▸ YOUR GOAL: Copy the data exactly as it appears, and do not include any pictures.

▸ GIVEN DATA:
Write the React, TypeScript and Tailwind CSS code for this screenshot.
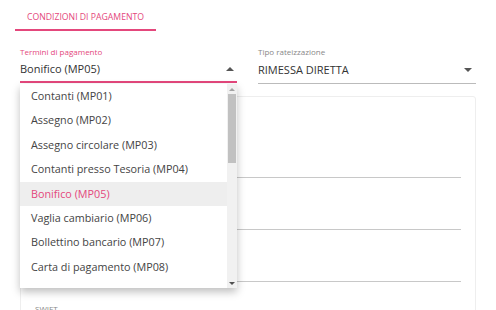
import React from "react";

const options = [
  "Contanti (MP01)",
  "Assegno (MP02)",
  "Assegno circolare (MP03)",
  "Contanti presso Tesoria (MP04)",
  "Bonifico (MP05)",
  "Vaglia cambiario (MP06)",
  "Bollettino bancario (MP07)",
  "Carta di pagamento (MP08)",
];

export default function App() {
  const selected = "Bonifico (MP05)";

  return (
    <div
      className="relative w-[496px] h-[310px] overflow-hidden bg-white text-[#333]"
      style={{ fontFamily: '"Open Sans", "Noto Sans", sans-serif' }}
    >
      {/* Tabs */}
      <div className="pl-[15px] pt-[10px]">
        <div className="w-[141px] border-b-2 border-[#e4477c] pb-[5px] text-center text-[8.7px] leading-[14px] text-[#e4477c]">
          CONDIZIONI DI PAGAMENTO
        </div>
      </div>

      {/* Select fields */}
      <div className="flex gap-[21px] px-[20px] pt-[15px]">
        <div className="w-[217px]">
          <div className="text-[8px] leading-[12px] text-[#e4477c]">Termini di pagamento</div>
          <div className="flex h-[25px] items-center justify-between border-b-2 border-[#e4477c] pb-[1px]">
            <span className="text-[11px] text-[#333]">{selected}</span>
            <span className="mr-[3px] h-0 w-0 border-x-[4px] border-b-[4px] border-x-transparent border-b-[#555]" />
          </div>
        </div>
        <div className="w-[218px]">
          <div className="text-[8px] leading-[12px] text-[#888]">Tipo rateizzazione</div>
          <div className="flex h-[26px] items-center justify-between border-b border-[#bbb] pb-[1px]">
            <span className="text-[11px] text-[#333]">RIMESSA DIRETTA</span>
            <span className="mr-[4px] h-0 w-0 border-x-[4px] border-t-[4px] border-x-transparent border-t-[#555]" />
          </div>
        </div>
      </div>

      {/* Card below */}
      <div className="mx-[20px] mt-[12px] h-[240px] rounded-[3px] border border-[#eee] px-[14px]">
        <div className="mt-[80px] border-b border-[#c8c8c8]" />
        <div className="mt-[51px] border-b border-[#c8c8c8]" />
        <div className="mt-[51px] border-b border-[#c8c8c8]" />
        <div className="mt-[21px] text-[8px] text-[#888]">SWIFT</div>
      </div>

      {/* Dropdown menu */}
      <div className="absolute left-[20px] top-[84px] flex h-[204px] w-[217px] bg-white shadow-[0_4px_8px_rgba(0,0,0,0.25)]">
        <div className="flex-1 overflow-hidden">
          {options.map((o) => (
            <div
              key={o}
              className={`flex h-[24.4px] items-center pl-[11px] text-[10.8px] ${
                o === selected ? "bg-[#eeeeee] text-[#e4477c]" : "text-[#444]"
              }`}
            >
              {o}
            </div>
          ))}
        </div>
        <div className="flex w-[10px] flex-col bg-[#f1f1f1]">
          <div className="flex h-[10px] items-center justify-center">
            <span className="h-0 w-0 border-x-[3px] border-b-[3px] border-x-transparent border-b-[#a3a3a3]" />
          </div>
          <div className="mx-[1px] h-[69px] bg-[#c1c1c1]" />
          <div className="flex-1" />
          <div className="flex h-[10px] items-center justify-center">
            <span className="h-0 w-0 border-x-[3px] border-t-[3px] border-x-transparent border-t-[#505050]" />
          </div>
        </div>
      </div>
    </div>
  );
}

▸ FULL SOLUTION:
Write the React, TypeScript and Tailwind CSS code for this screenshot.
import React from "react";

const options = [
  "Contanti (MP01)",
  "Assegno (MP02)",
  "Assegno circolare (MP03)",
  "Contanti presso Tesoria (MP04)",
  "Bonifico (MP05)",
  "Vaglia cambiario (MP06)",
  "Bollettino bancario (MP07)",
  "Carta di pagamento (MP08)",
];

export default function App() {
  const selected = "Bonifico (MP05)";

  return (
    <div
      className="relative w-[496px] h-[310px] overflow-hidden bg-white text-[#333]"
      style={{ fontFamily: '"Open Sans", "Noto Sans", sans-serif' }}
    >
      {/* Tabs */}
      <div className="pl-[15px] pt-[10px]">
        <div className="w-[141px] border-b-2 border-[#e4477c] pb-[5px] text-center text-[8.7px] leading-[14px] text-[#e4477c]">
          CONDIZIONI DI PAGAMENTO
        </div>
      </div>

      {/* Select fields */}
      <div className="flex gap-[21px] px-[20px] pt-[15px]">
        <div className="w-[217px]">
          <div className="text-[8px] leading-[12px] text-[#e4477c]">Termini di pagamento</div>
          <div className="flex h-[25px] items-center justify-between border-b-2 border-[#e4477c] pb-[1px]">
            <span className="text-[11px] text-[#333]">{selected}</span>
            <span className="mr-[3px] h-0 w-0 border-x-[4px] border-b-[4px] border-x-transparent border-b-[#555]" />
          </div>
        </div>
        <div className="w-[218px]">
          <div className="text-[8px] leading-[12px] text-[#888]">Tipo rateizzazione</div>
          <div className="flex h-[26px] items-center justify-between border-b border-[#bbb] pb-[1px]">
            <span className="text-[11px] text-[#333]">RIMESSA DIRETTA</span>
            <span className="mr-[4px] h-0 w-0 border-x-[4px] border-t-[4px] border-x-transparent border-t-[#555]" />
          </div>
        </div>
      </div>

      {/* Card below */}
      <div className="mx-[20px] mt-[12px] h-[240px] rounded-[3px] border border-[#eee] px-[14px]">
        <div className="mt-[80px] border-b border-[#c8c8c8]" />
        <div className="mt-[51px] border-b border-[#c8c8c8]" />
        <div className="mt-[51px] border-b border-[#c8c8c8]" />
        <div className="mt-[21px] text-[8px] text-[#888]">SWIFT</div>
      </div>

      {/* Dropdown menu */}
      <div className="absolute left-[20px] top-[84px] flex h-[204px] w-[217px] bg-white shadow-[0_4px_8px_rgba(0,0,0,0.25)]">
        <div className="flex-1 overflow-hidden">
          {options.map((o) => (
            <div
              key={o}
              className={`flex h-[24.4px] items-center pl-[11px] text-[10.8px] ${
                o === selected ? "bg-[#eeeeee] text-[#e4477c]" : "text-[#444]"
              }`}
            >
              {o}
            </div>
          ))}
        </div>
        <div className="flex w-[10px] flex-col bg-[#f1f1f1]">
          <div className="flex h-[10px] items-center justify-center">
            <span className="h-0 w-0 border-x-[3px] border-b-[3px] border-x-transparent border-b-[#a3a3a3]" />
          </div>
          <div className="mx-[1px] h-[69px] bg-[#c1c1c1]" />
          <div className="flex-1" />
          <div className="flex h-[10px] items-center justify-center">
            <span className="h-0 w-0 border-x-[3px] border-t-[3px] border-x-transparent border-t-[#505050]" />
          </div>
        </div>
      </div>
    </div>
  );
}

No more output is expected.